=== PROMPT ===
Within the material below, find each line bearing the word "this" and present it.

=== DATA LINES ===
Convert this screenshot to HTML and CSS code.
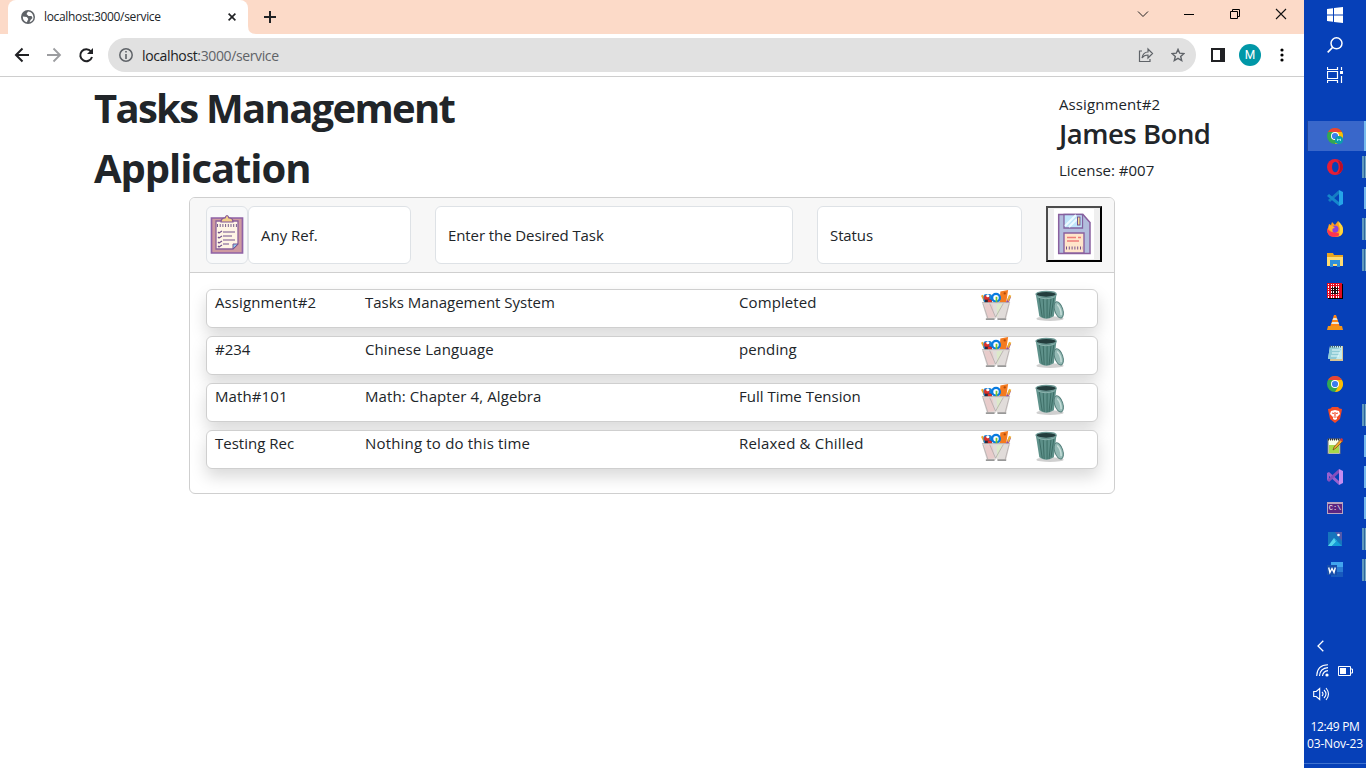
FILE: index.html
```html
<!DOCTYPE html>
<html lang="en">
<head>
<meta charset="utf-8">
<title>Tasks Management Application</title>
<link rel="stylesheet" href="styles.css">
</head>
<body>
<svg class="defs" aria-hidden="true">
  <symbol id="pens" viewBox="0 0 32 32">
    <path d="M19 13 20 1.500l8-1.500-2 13z" fill="#f47b20"/><circle cx="24.500" cy="3.500" r="1.200" fill="#b34b08"/>
    <path d="m25 14 4-8 2 1-3 8z" fill="#9a4a9c"/><path d="m27 10 2-5 2.300 1-3 6z" fill="#efb032"/>
    <path d="m0 6 2-1 4 9H4z" fill="#f5a623"/><rect x="2.500" y="4" width="9" height="9" rx="3" fill="#1785d8"/>
    <circle cx="6" cy="8" r="2.800" fill="#df3128"/><circle cx="7" cy="6" r="1.600" fill="#fff"/><path d="M4 10h7v4H4z" fill="#312938"/><path d="M7 10h4v4H7z" fill="#e42d27"/>
    <circle cx="15.500" cy="8" r="4" fill="#fff" stroke="#087be0" stroke-width="2.400"/>
    <path d="M16 7v9" stroke="#78c52e" stroke-width="1.800"/>
    <path d="M1 13h29l-4 17h-9l-1-2-1 2H6z" fill="#e1dcda"/>
    <path d="m3 14 9 1 2 13-7 1z" fill="#e8cccb"/><path d="m16 15 6-1-5 14z" fill="#dce9c9"/>
    <path d="m9 14 6 14 8-14M1 13h29M2 14l5 15m22-15-4 15" fill="none" stroke="#b0aaaa" stroke-width=".8"/>
    <path d="M5 30h9m3 0h9" stroke="#777" stroke-width="1.300"/>
  </symbol>
  <symbol id="bin" viewBox="0 0 32 34">
    <ellipse cx="16" cy="29.500" rx="14" ry="2.500" fill="#777" opacity=".35"/>
    <path d="M1.500 5h21l-2.500 22q-8 5-15 0z" fill="#5e918a"/><path d="m5 8 3 20m1-19 1 20m3-20v20m4-20-2 20m5-21-3 19" stroke="#3c6c65" stroke-width="1"/>
    <ellipse cx="12" cy="4.500" rx="10.500" ry="3" fill="#243d3d" stroke="#6d9995" stroke-width="1.200"/>
    <path d="M3 7q9 4 18 0" fill="none" stroke="#8db4ae"/>
    <ellipse cx="25" cy="20.500" rx="4.200" ry="8.700" transform="rotate(-18 25 20.500)" fill="#93b9b4" stroke="#527d79"/>
    <path d="M23.500 15q4 4 4 11" fill="none" stroke="#c9dfdb" stroke-width="1.500"/>
  </symbol>
  <symbol id="chrome" viewBox="0 0 16 16">
    <circle cx="8" cy="8" r="8" fill="#33a852"/><path d="M1.070 4A8 8 0 0 1 14.930 4H8v5z" fill="#ea4335"/>
    <path d="M14.930 4A8 8 0 0 1 8 16l3.500-6L8 4z" fill="#fbbc04"/><path d="M1.070 4 4.540 10 8 8V4z" fill="#33a852"/>
    <circle cx="8" cy="8" r="4" fill="#fff"/><circle cx="8" cy="8" r="3.100" fill="#3b7ded"/>
  </symbol>
</svg>
<div class="screen">
  <main class="browser">
    <header class="tabs">
      <div class="tab">
        <svg width="14" height="14" viewBox="0 0 14 14"><circle cx="7" cy="7" r="7" fill="#5f6368"/><path d="M7 1.500 5.500 4l2 2h3l1 2-2 2-1 2.300q4-1 4-5Q12 2 7 1.500M1.800 6.500l4 .5 1.500 2-1.500 3.200q-4-1.200-4-5.700" fill="#fff"/></svg>
        <span class="tab-title">localhost:3000/service</span>
        <svg class="tab-x" width="8" height="8" viewBox="0 0 8 8"><path d="m.6.6 6.800 6.800m0-6.800L.6 7.400" stroke="#202124" stroke-width="1.600"/></svg>
      </div>
      <svg class="tab-foot" width="8" height="8" viewBox="0 0 8 8"><path d="M0 0v8h8Q0 8 0 0" fill="#fff"/></svg>
      <svg class="plus" width="12" height="12" viewBox="0 0 12 12"><path d="M6 0v12M0 6h12" stroke="#202124" stroke-width="2"/></svg>
      <div class="window-controls">
        <svg width="12" height="12" viewBox="0 0 12 12"><path d="m1 3.500 5 5 5-5" fill="none" stroke="#222"/></svg>
        <svg width="12" height="12" viewBox="0 0 12 12"><path d="M1 6.500h10" stroke="#000"/></svg>
        <svg width="12" height="12" viewBox="0 0 12 12"><path d="M1.500 3.500h7v7h-7zM3.500 3V1.500h7v7H9" fill="none" stroke="#000"/></svg>
        <svg width="12" height="12" viewBox="0 0 12 12"><path d="m1 1 10 10m0-10L1 11" stroke="#111" stroke-width="1.100"/></svg>
      </div>
    </header>
    <nav class="toolbar">
      <svg width="16" height="16" viewBox="0 0 16 16"><path d="M15 8H2m6.500-6.500L2 8l6.500 6.500" fill="none" stroke="#202124" stroke-width="2"/></svg>
      <svg width="16" height="16" viewBox="0 0 16 16"><path d="M1 8h13M7.500 1.500 14 8l-6.500 6.500" fill="none" stroke="#9c9da0" stroke-width="1.800"/></svg>
      <svg width="16" height="16" viewBox="0 0 16 16"><path d="M13 4.500A6 6 0 1 0 14 10" fill="none" stroke="#202124" stroke-width="2"/><path d="M15 1v6H9z" fill="#202124"/></svg>
      <div class="address">
        <svg width="14" height="14" viewBox="0 0 14 14"><circle cx="7" cy="7" r="6.200" fill="none" stroke="#5f6368" stroke-width="1.500"/><path d="M7 3v1.600M7 6v5" stroke="#5f6368" stroke-width="1.600"/></svg>
        <span class="url"><b>localhost</b>:3000/service</span>
        <svg class="share" width="16" height="16" viewBox="0 0 16 16"><path d="M4 4H1.500v10.500H12V12M4 11q1-6 6-6V2l4.500 4.500L10 11V8Q6 8 4 11z" fill="none" stroke="#5f6368" stroke-width="1.200"/></svg>
        <svg width="14" height="14" viewBox="0 0 14 14"><path d="m7 1.400 1.700 3.800 4.200.4-3.200 2.800 1 4.100L7 10.300l-3.700 2.200 1-4.100L1.100 5.600l4.200-.4z" fill="none" stroke="#5f6368" stroke-width="1.400"/></svg>
      </div>
      <svg class="panel" width="14" height="14" viewBox="0 0 14 14"><path d="M1 1h12v12H1z" fill="none" stroke="#202124" stroke-width="2"/><path d="M9 1h5v12H9z" fill="#202124"/></svg>
      <span class="avatar">M</span>
      <svg class="kebab" width="4" height="14" viewBox="0 0 4 14"><circle cx="2" cy="2" r="1.600"/><circle cx="2" cy="7" r="1.600"/><circle cx="2" cy="12" r="1.600"/></svg>
    </nav>
    <section class="page">
      <div class="intro">
        <h1><span class="h-one">Tasks Management</span><br><span class="h-two">Application</span></h1>
        <div class="owner"><p class="o-top">Assignment#2</p><h2>James Bond</h2><p>License: #007</p></div>
      </div>
      <div class="card">
        <div class="form">
          <div class="clip"><svg width="34" height="40" viewBox="0 0 34 40">
            <path d="M1.500 4h31v35h-31z" fill="#ce9aa0" stroke="#8f62a5" stroke-width="1.700"/><path d="M6 7h22v23l-5 5H6z" fill="#fff5e5" stroke="#8b609b" stroke-width="1.300"/>
            <path d="M23 35v-5h5z" fill="#8ccaf1" stroke="#775493"/><path d="M11 8q0-4 4-4 2-5 4 0 4 0 4 4z" fill="#f3cf88" stroke="#815697" stroke-width="1.200"/>
            <path d="M7 11.500h20" stroke="#775e8b" stroke-width="3" stroke-dasharray="1 1.700"/><path d="m8 18 1 1 3-2m-4 6 1 1 3-2m-4 6 1 1 3-2m-4 5 1 1 3-2M13 18h12M13 22h9M13 26h12M13 30h6" fill="none" stroke="#72538d" stroke-width="1.200"/></svg></div>
          <div class="field f-ref"><span>Any Ref.</span></div>
          <div class="field f-task"><span>Enter the Desired Task</span></div>
          <div class="field f-status"><span>Status</span></div>
          <button class="save" aria-label="Save"><svg width="40" height="50" viewBox="0 0 40 50"><path d="M0 0h40v50H0z" fill="#fff"/>
            <path d="M4.700 5.500H29l7 8v31H4.700z" fill="#b2bddd" stroke="#8a609f" stroke-width="1.500"/><path d="M10 5.500h18.500V19H10z" fill="#bfe5fa" stroke="#8262a0" stroke-width="1.300"/><path d="m11 17 11-11m-7 12 8-8" stroke="#ecfaff" stroke-width="2"/>
            <rect x="23.500" y="8" width="2.500" height="8" fill="#f7dc8d" stroke="#76528b"/><path d="M10 24h20v20H10z" fill="#ffe5ca" stroke="#8a609f" stroke-width="1.400"/><path d="M13 28.500h9m2 0h3m-14 3.500h12" stroke="#ee7c79" stroke-width="1.600"/><path d="M12 39h17" stroke="#76528b" stroke-width="3" stroke-dasharray="1 1.800"/></svg></button>
        </div>
        <div class="rows">
          <div class="row"><span class="wide">Assignment#2</span><span>Tasks Management System</span><span class="wide">Completed</span><svg class="pens"><use href="#pens"/></svg><svg class="bin"><use href="#bin"/></svg></div>
          <div class="row"><span>#234</span><span class="wide">Chinese Language</span><span class="wide">pending</span><svg class="pens"><use href="#pens"/></svg><svg class="bin"><use href="#bin"/></svg></div>
          <div class="row"><span class="wide">Math#101</span><span class="wide">Math: Chapter 4, Algebra</span><span>Full Time Tension</span><svg class="pens"><use href="#pens"/></svg><svg class="bin"><use href="#bin"/></svg></div>
          <div class="row"><span>Testing Rec</span><span class="wider">Nothing to do this time</span><span class="wider">Relaxed &amp; Chilled</span><svg class="pens"><use href="#pens"/></svg><svg class="bin"><use href="#bin"/></svg></div>
        </div>
      </div>
    </section>
  </main>
  <aside class="taskbar">
    <div class="system">
      <svg viewBox="0 0 16 16"><path d="m0 2 6-.8v6.300H0zm7-.9L16 0v7.500H7zM0 8.500h6v6.300L0 14zm7 0h9V16l-9-1z" fill="#fff"/></svg>
      <svg viewBox="0 0 16 16"><circle cx="9.500" cy="6.300" r="5.500" fill="none" stroke="#fff" stroke-width="1.500"/><path d="M5.500 10.500.7 15.300" stroke="#fff" stroke-width="1.700"/></svg>
      <svg viewBox="0 0 16 16"><path d="M.5 0v2.500h10V0M.5 4.500h10v7H.5zM.5 16v-2.500h10V16M14.500 0v3m0 6v7" fill="none" stroke="#fff" stroke-width="1.200"/><path d="M13 4h3v3h-3z" fill="#fff"/></svg>
    </div>
    <div class="apps">
      <div class="app active one"><svg viewBox="0 0 16 16"><use href="#chrome" width="16" height="16"/><circle cx="12" cy="12" r="4" fill="#0b9eac"/><path d="M10.500 13v-2l1.500 1 1.500-1v2" fill="none" stroke="#b5eef0" stroke-width=".8"/></svg></div>
      <div class="app many"><svg viewBox="0 0 16 16"><circle cx="8" cy="8" r="8" fill="#e51e36"/><path d="M10 1q6 2 6 7t-6 7q3-2 3-7t-3-7" fill="#b60e29"/><ellipse cx="8.300" cy="8" rx="3.300" ry="5.300" fill="#0743b5"/></svg></div>
      <div class="app one"><svg viewBox="0 0 16 16"><path d="M12 0v4L3 12l-2-2z" fill="#157cc2"/><path d="m0 6 2-2 10 8v4z" fill="#1587cc"/><path d="m12 0 4 2v12l-4 2z" fill="#25a5e8"/></svg></div>
      <div class="app many"><svg viewBox="0 0 16 16"><path d="M2 3 4 4l1-3 3 3 3-4 2 5 2-1q4 12-7 12Q-2 15 1 7z" fill="#ff9c1c"/><path d="M0 7q3 5 8 4l5 2q-2 3-6 3Q0 16 0 7z" fill="#ff354e"/><circle cx="8" cy="8" r="3.500" fill="#8a40df"/><path d="M2 5q4-1 6 2-4 0-2 4-4-1-4-6" fill="#ffb12b"/><path d="M11 0q5 4 5 9t-4 6l1-7z" fill="#ffd83b"/></svg></div>
      <div class="app many"><svg viewBox="0 0 16 16"><path d="M0 1h6l1 2h9v4H0z" fill="#eaa51f"/><path d="M0 5h16v9H0z" fill="#ffdc72"/><path d="M3 8h10v7h-3v-3H6v3H3z" fill="#2f91db"/></svg></div>
      <div class="app"><svg viewBox="0 0 16 16" shape-rendering="crispEdges"><path d="M1 1h15v15H1z"/><path d="M0 0h15v15H0z" fill="#e10d20"/><path d="M4 4h7v7H4z" fill="#250b0b"/><path d="M1 1.500h13M1 4h13M1 6.500h13M1 9h13M1 11.500h13M1 14h13" stroke="#fff" stroke-width="1.200" stroke-dasharray="1.300 1.200"/></svg></div>
      <div class="app"><svg viewBox="0 0 16 16"><path d="m7 1 2 0 4 12H3z" fill="#ff8615"/><path d="m5.500 6 1-2h3l1 2zm-1.300 4 1-2h6l1 2z" fill="#e7e7df"/><path d="M1 12h14l1 4H0z" fill="#f49419"/></svg></div>
      <div class="app"><svg viewBox="0 0 16 16"><path d="M4 1h12v15H3z" fill="#d8c492"/><path d="M3 1h12v13H1z" fill="#c5edf1"/><path d="M3 1 1 14h8l5-10" fill="#8fcbd5"/><path d="M3 1.500h12" stroke="#47626b" stroke-width="2" stroke-dasharray="1 1"/><path d="M5 5h8M5 8h8M4 11h8" stroke="#e8fcfc"/></svg></div>
      <div class="app"><svg><use href="#chrome"/></svg></div>
      <div class="app many"><svg viewBox="0 0 16 16"><path d="m5 0 6 0 1.500 1.500L15 2l-.5 3L13 12l-5 4-5-4L1.500 5 1 2l2.500-.5z" fill="#f34a25"/><path d="m4 4 4-1 4 1 1 3-3 3v2l-2 1-2-1v-2L3 7z" fill="#fff"/><path d="m5 6 2 .5m4-.5L9 6.500M8 5v4m-1.500 1h3" stroke="#f34a25" stroke-width="1.200"/></svg></div>
      <div class="app one"><svg viewBox="0 0 16 16"><path d="M1 1h12v15H1z" fill="#f9ffe8" stroke="#777"/><path d="M2 7h10v8H2z" fill="#a6d849"/><path d="M1 1.500h12" stroke="#333" stroke-width="2" stroke-dasharray="1 1"/><path d="m6 12 1-3 7-8 2 2-7 7z" fill="#efa72d" stroke="#593b19" stroke-width=".6"/><path d="m13 2 1-2 2 1-1 3z" fill="#cf343e"/></svg></div>
      <div class="app one"><svg viewBox="0 0 16 16"><path d="m0 4 2-1 10 9v4L2 7v5l-2-1z" fill="#9960ce"/><path d="M12 0v4L2 13l-2-2z" fill="#854ebc"/><path d="m12 0 4 2v12l-4 2z" fill="#c58cf0"/></svg></div>
      <div class="app one"><div class="terminal">C:\</div></div>
      <div class="app many"><svg viewBox="0 0 16 16"><path d="M1 1h14v14H1z" fill="#1675bd"/><path d="M8 1h7v9z" fill="#5459a9"/><path d="m1 15 6-8 3 3-5 5z" fill="#53d4ed"/><path d="m7 7 8 8H5l4-4z" fill="#139ed8"/><circle cx="11.500" cy="4" r="1.300" fill="#fff"/></svg></div>
      <div class="app many"><svg viewBox="0 0 16 16"><path d="M4 0h12v5H4z" fill="#42a5ee"/><path d="M4 5h12v5H4z" fill="#2b7cd3"/><path d="M4 10h12v5H4z" fill="#185abd"/><path d="M0 3h10v10H0z" fill="#174eaa"/><path d="m1.700 5.500 1.200 5L5 6.500l2 4 1.300-5" fill="none" stroke="#fff" stroke-width="1.400"/></svg></div>
    </div>
    <div class="tray">
      <svg class="chev" width="7" height="12" viewBox="0 0 7 12"><path d="M6.300.7 1 6l5.300 5.300" fill="none" stroke="#fff" stroke-width="1.300"/></svg>
      <div class="signals"><svg width="13" height="13" viewBox="0 0 13 13"><path d="M.7 12Q1 1 12 .8M3.500 12Q4 4 12 3.600M6.500 12Q7 7 12 6.600" fill="none" stroke="#fff" stroke-width="1.100"/><circle cx="11" cy="11" r="1.600" fill="#fff"/></svg>
      <svg width="15" height="10" viewBox="0 0 15 10"><path d="M.5.500h12v9H.5zM12.500 3h2v4h-2" fill="none" stroke="#fff"/><path d="M2 2h6v6H2z" fill="#fff"/></svg></div>
      <svg class="volume" width="17" height="14" viewBox="0 0 17 14"><path d="M.7 4.500h2.500l3.500-3v11l-3.500-3H.7zM9 5q2 2 0 4m2-6q4 4 0 8m2-10q5 6 0 12" fill="none" stroke="#fff" stroke-width="1.100"/></svg>
      <div class="clock"><span class="time">12:49 PM</span><span>03-Nov-23</span></div>
    </div>
  </aside>
</div>
</body>
</html>
```
FILE: styles.css
```css
* { box-sizing: border-box; }
body { margin: 0; font-family: "Open Sans", "Noto Sans", sans-serif; color: #212529; background: #fff; overflow: hidden; }
svg { display: block; flex: none; }
.defs { display: none; }
.screen { display: grid; grid-template-columns: 1304px 62px; height: 768px; }
.tabs { display: flex; height: 34px; background: #fcdac8; padding-left: 8px; }
.tab { width: 240px; display: flex; align-items: center; background: #fff; border-radius: 8px 8px 0 0; padding: 0 12px 0 13px; }
.tab-title { font-size: 12px; margin: -1px 0 0 9px; letter-spacing: -.34px; white-space: nowrap; }
.tab-x { margin-left: auto; }
.tab-foot { align-self: flex-end; }
.plus { margin: 11px 0 0 8px; }
.window-controls { display: flex; gap: 34px; margin: 8px 17px 0 auto; }
.toolbar { display: flex; align-items: center; height: 43px; padding: 0 20px 0 14px; gap: 16px; border-bottom: 1px solid #cecece; }
.address { width: 1088px; height: 34px; border-radius: 17px; background: #e1e1e1; display: flex; align-items: center; padding: 0 11px; margin-left: -2px; }
.url { color: #5f6368; font-size: 14px; margin-left: 9px; letter-spacing: -.37px; }
.url b { font-weight: 400; color: #202124; }
.share { margin-left: auto; margin-right: 17px; }
.panel { margin-left: -1px; }
.avatar { width: 22px; height: 22px; border-radius: 50%; background: #0097a7; color: #fff; font: 12px/22px Roboto, sans-serif; text-align: center; margin: 0 -2px; }
.kebab { margin-left: 5px; }
.page { padding: 2px 94px 0; }
.intro { display: flex; justify-content: space-between; height: 118px; }
h1 { margin: -1px 0 0; font-size: 40px; line-height: 60px; font-weight: 700; white-space: nowrap; }
.h-one { letter-spacing: -1.700px; }
.h-two { letter-spacing: -1.050px; }
.owner { width: 151px; padding-top: 13px; white-space: nowrap; font-size: 15px; }
.owner p { margin: 0; line-height: 24px; }
.owner .o-top { letter-spacing: .1px; }
h2 { margin: 1px 0 7px; font-size: 27.500px; line-height: 34px; font-weight: 600; letter-spacing: -.480px; }
.card { width: 926px; height: 297px; margin-left: 95px; border: 1px solid #cfcfcf; border-radius: 6px; overflow: hidden; }
.form { display: flex; height: 75px; padding: 8px 12px 0 16px; background: #f7f7f7; border-bottom: 1px solid #cfcfcf; }
.clip { width: 42px; height: 58px; border: 1px solid #dee2e6; border-radius: 6px; background: #f8f9fa; display: flex; align-items: center; justify-content: center; padding-bottom: 3px; }
.field { height: 58px; border: 1px solid #dee2e6; border-radius: 6px; background: #fff; padding-left: 12px; display: flex; align-items: center; font-size: 15px; white-space: nowrap; margin-right: 24px; }
.f-ref { width: 163px; }
.f-task { width: 358px; letter-spacing: -.09px; }
.f-status { width: 205px; letter-spacing: -.1px; }
.save { width: 56px; height: 56px; padding: 0; border: 2px solid #000; border-color: #4c4c4c #000 #000 #4c4c4c; background: #efefef; display: flex; align-items: center; justify-content: center; }
.rows { padding: 16px 16px 0; display: grid; gap: 8px; }
.row { width: 892px; height: 39px; display: grid; grid-template-columns: 150px 374px 242px 53px 40px; align-items: start; padding-left: 8px; border: 1px solid #cfcfcf; border-radius: 6px; background: #fff; box-shadow: 0 8px 16px rgba(0,0,0,.15); font-size: 15px; line-height: 25px; white-space: nowrap; }
.row span { justify-self: start; }
.wide { letter-spacing: .1px; }
.wider { letter-spacing: .18px; }
.pens { width: 31px; height: 31px; }
.bin { width: 32px; height: 33px; }
.taskbar { background: #0640b8; display: flex; flex-direction: column; color: #fff; }
.system { height: 121px; display: grid; grid-auto-rows: 30px; place-items: center; align-content: start; }
.system svg, .app svg { width: 16px; height: 16px; }
.apps { display: grid; grid-auto-rows: 30px; row-gap: 1px; }
.app { display: flex; align-items: center; justify-content: center; background-repeat: no-repeat; background-position: right center; }
.one { background-image: linear-gradient(#76b9ed, #76b9ed); background-size: 2px 22px; }
.many { background-image: linear-gradient(90deg, #6098bd 0 2px, #2c689f 2px 3px, #76a9c7 3px); background-size: 4px 22px; }
.active { margin-left: 3px; padding-right: 4px; background-color: #3967ca; background-size: 2px 30px; border-left: 1px solid #1d459b; }
.terminal { width: 16px; height: 12px; border: 1px solid #b8a4bf; border-top-width: 2px; background: #5b2581; font: 7px/9px "Liberation Mono", monospace; text-align: center; }
.tray { margin-top: auto; height: 128px; }
.chev { margin-left: 13px; }
.signals { display: flex; gap: 9px; margin: 12px 0 0 12px; align-items: center; }
.volume { margin: 10px 0 0 9px; }
.clock { display: flex; flex-direction: column; align-items: center; font-size: 12px; line-height: 17px; margin-top: 17px; padding-bottom: 11px; border-bottom: 1px solid #3e72d0; white-space: nowrap; letter-spacing: -.16px; }
.time { letter-spacing: -.35px; }
```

=== SOLUTION TO THE PROBLEM ===
Convert this screenshot to HTML and CSS code.
          <div class="row"><span>Testing Rec</span><span class="wider">Nothing to do this time</span><span class="wider">Relaxed &amp; Chilled</span><svg class="pens"><use href="#pens"/></svg><svg class="bin"><use href="#bin"/></svg></div>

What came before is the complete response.